Артемий Трофимович поджог вьющуюся прядь и быстро стряхнул в воду. Тогда же отражение и вовсе пропало: не осталось ни её, ни чужого лика. Только мутная непрозрачная жидкость, приобрётшая вмиг красный, почти рубиновый оттенок, словно влили красителя. Или смыли кровь.
− Созидательница. Однозначно. Никогда ещё не наблюдал столь насыщенного оттенка.
Элина очнулась, когда со стола уже всё убрали. Артемий Трофимович смотрел заинтересовано, внимательно. Казалось, вот-вот достанет лупу или микроскоп.
− Всё бывает впервые, − ответ Севира, напротив, звучал почему-то глухо, безразлично даже. Элина, не сдержавшись, обернулась. Тот, скрестив руки, опёрся о стену и смотрел в потолок. Взгляда её так и не заметил. – Продолжим? Время позднее. Девочке завтра рано вставать. Вам и мне, впрочем, тоже.
− Простите, − удивительно, как резко стушевался Артемий Трофимович, − возьмёмся за документы.
Он заново стал копаться в ящиках стола и, в конце концов, достал коричневую папку. Чёрными буквами прямо на лицевой стороне написал «Дело ученика № 433» и чуть поменьше, уточнив у неё, «Левицкая Элина Дмитриевна». А после начался допрос. Как иначе это назвать? Ей пришлось отвечать на самые разные вопросы: от возраста до количества друзей. Было неловко. Ужасно неловко. Одно дело отвечать на стандартные, безличные, ничего не значащие, другое, когда пытаются залезть в сокровенное и болезненное, ещё и с таким лицом. Прямо как у её отца, стоило заговорить о музыке. Как у мамы, если Элина вдруг решалась поделиться тем, как прошёл день. Равнодушным.
А ещё здесь оставался Севир, который тоже мог всё это слышать. И пусть ему, откровенно, было плевать больше всех, перед ним хотелось казаться лучшей версией себя.

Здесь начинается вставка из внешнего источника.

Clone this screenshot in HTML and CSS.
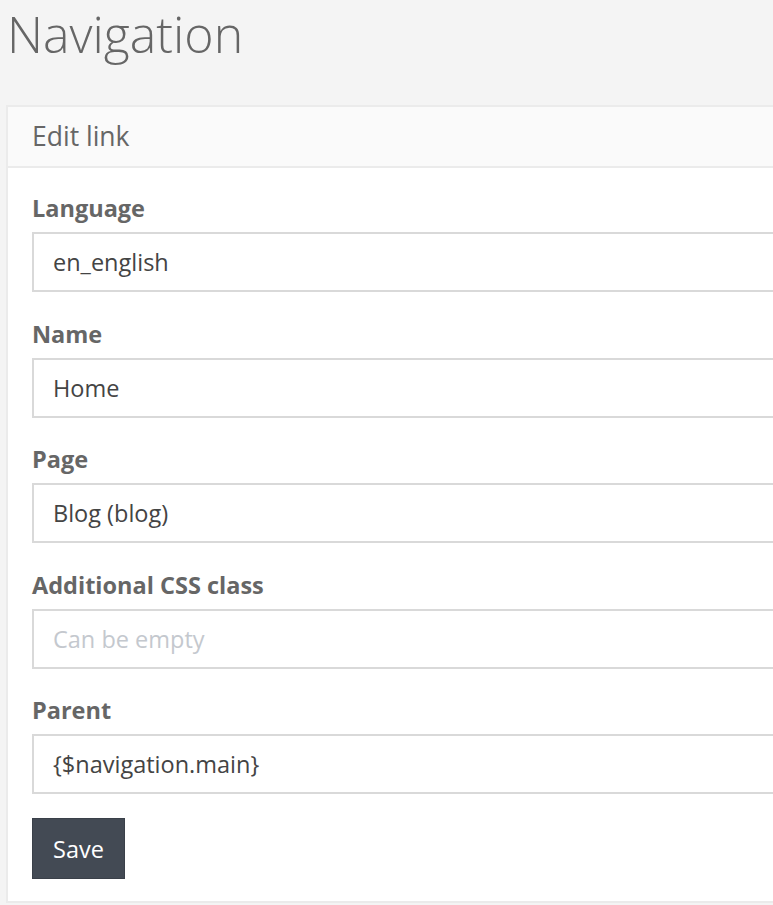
FILE: index.html
```html
<!DOCTYPE html>
<html>
<head>
<meta charset="utf-8">
<link rel="stylesheet" href="styles.css">
</head>
<body>
<h1 class="page-title">Navigation</h1>
<div class="panel">
  <div class="panel-heading">Edit link</div>
  <form class="panel-body">
    <div class="field">
      <label class="field-label">Language</label>
      <div class="field-input">en_english</div>
    </div>
    <div class="field">
      <label class="field-label">Name</label>
      <div class="field-input">Home</div>
    </div>
    <div class="field">
      <label class="field-label">Page</label>
      <div class="field-input">Blog (blog)</div>
    </div>
    <div class="field">
      <label class="field-label">Additional CSS class</label>
      <div class="field-input placeholder">Can be empty</div>
    </div>
    <div class="field">
      <label class="field-label">Parent</label>
      <div class="field-input">{$navigation.main}</div>
    </div>
    <button type="button" class="btn-save">Save</button>
  </form>
</div>
</body>
</html>
```
FILE: styles.css
```css
html, body {
  margin: 0;
  padding: 0;
  overflow: hidden;
  height: 905px;
}
body {
  background: #f4f4f4;
  font-family: "Open Sans", "Noto Sans", sans-serif;
  color: #555;
}
.page-title {
  margin: 0;
  padding: 0 0 0 7px;
  font-size: 50px;
  font-weight: 300;
  line-height: 68px;
  color: #666;
  height: 105px;
}
.panel {
  margin-left: 6px;
  width: 840px;
  background: #fff;
  border: 2px solid #ebebeb;
}
.panel-heading {
  background: #fafafa;
  border-bottom: 2px solid #ebebeb;
  height: 59px;
  line-height: 59px;
  padding-left: 24px;
  font-size: 26.5px;
  color: #666;
}
.panel-body {
  padding: 24px 24px 22px 24px;
}
.field {
  display: flex;
  flex-direction: column;
  margin-bottom: 25.5px;
}
.field:last-of-type {
  margin-bottom: 24px;
}
.field-label {
  font-weight: 700;
  font-size: 23.5px;
  line-height: 32px;
  color: #666;
  margin-bottom: 8px;
}
.field-input {
  height: 56px;
  border: 2px solid #d9d9d9;
  padding: 0 19px;
  font-size: 23.5px;
  line-height: 56px;
  color: #444;
}
.field-input.placeholder {
  color: #c4c8ce;
}
.btn-save {
  display: block;
  font-family: "Open Sans", "Noto Sans", sans-serif;
  font-size: 23.5px;
  color: #fff;
  background: #434a54;
  border: 1px solid #3a4049;
  width: 93px;
  height: 61px;
  padding: 0;
}
```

Того ли они ждали? Можно ли взять и так просто начать рассказывать незнакомцу: «А вот знаете, друзей у меня никогда не было. Даже знаменитые родители не спасали. Потому что пока остальные общались, гуляли и жили, я зубрила домашку, ходила на секции, прослушивания, олимпиады и мечтала больше никогда не просыпаться. Пыталась заслужить любовь, думала, что если стану идеальной во всём что-то изменится. А потом так привыкла к одиночеству, что совсем разучилась разговаривать. Но в один момент это изменилось, у меня появился первый друг. Только вот я всё испортила, не уберегла. Как иначе? Я проклята одиночеством, и если это спасёт моих близких, значит, так тому и быть». Не лучшее откровение даже для костра и гитары. Поэтому все ответы оставались лаконичными и сухими, лишь бы не показать ненужных эмоций, не сболтнуть лишнего. Но даже так Артемий Трофимович к концу стал неодобрительно покачивать головой.
На вопросе о родителях Элина споткнулась и обернулась за помощью к Севиру, не зная, как правильно рассказать о случившемся. Но тот, будто намеренно избегая скользкой темы, пробормотал лишь: «Кое-что случилось. Подозреваю, их забросило на полунощные земли. Но Хранители Пути уже поставлены в известность и разберутся сами». Элина впервые слышала об этом! Почему не сказал сразу? Почему если и договорился обо всём, не поделился и не успокоил? Неужели хотел, чтобы мучилась подольше?